While Khosrau and the Byzantine envoys were waiting for the return of Rufinus, a rumour nearly started a new phase of the war. It reported that Justinian had cancelled the negotiations and executed Rufinus as a traitor. Khosrau was enraged and once again led his army on campaign. But he met with an alive Rufinus in the vicinity of Nisibis. Rufinus had with him the money necessary to conclude the treaty. But Justinian had changed his mind. A last minute order caused the collapse of negotiations. Khosrau could have held the money or proceed with his campaign. But Rufinous persuaded the new monarch to return the money and postpone hostilities. The envoys and the money safely returned to Dara.

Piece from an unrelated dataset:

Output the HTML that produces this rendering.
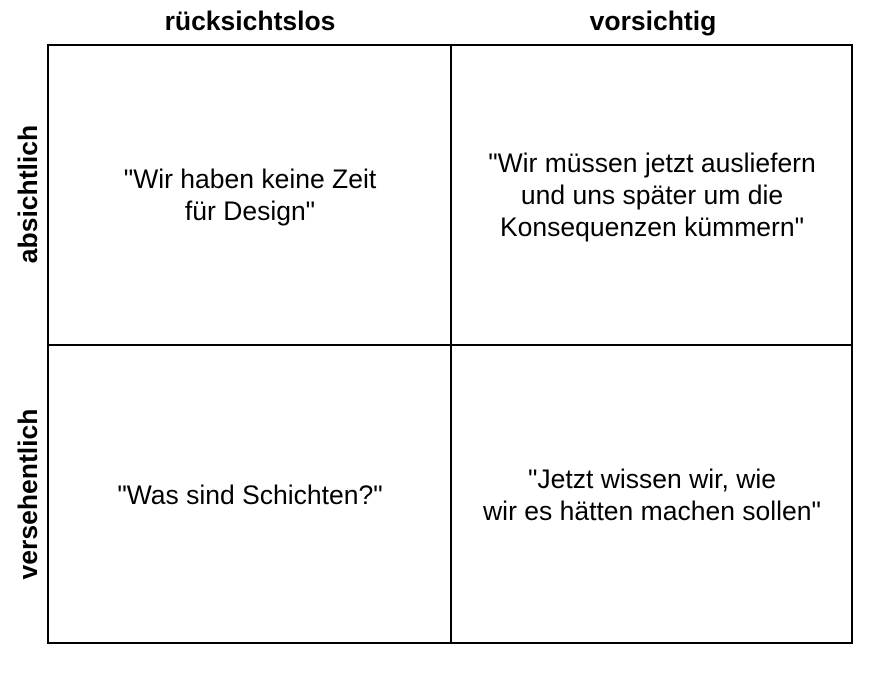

Alexander and the others came to distrust Rufinus, noting that Khosrau was treating him as one of his own advisors. Then indeed the fellow-ambassadors of Rufinus began to regard him with extreme suspicion themselves, and they also denounced him to the emperor, basing their judgment on the fact that Chosroes had been persuaded to concede him everything which he asked of him. However, the emperor showed him no disfavour on account of this."

===Envoy to the Ostrogoths (534)===

Alexander resurfaces in 534 as an envoy to Athalaric and Amalasuntha. The former was the king of the Ostrogoths, the latter his mother and regent. The official causes of his visit was to present with three specific complaints. The first was about the occupation of Lilybaeum, Sicily by the Goths. The second was that a number of Huns, deserters from the Byzantine army, had found refuge in Campania. They even gained the protection of Uliaris, governor of Naples. The third was that in the conflict between the Ostrogoths and the Gepids, the Byzantine town of Gratiana in Illyricum was treated as hostile by the Goths.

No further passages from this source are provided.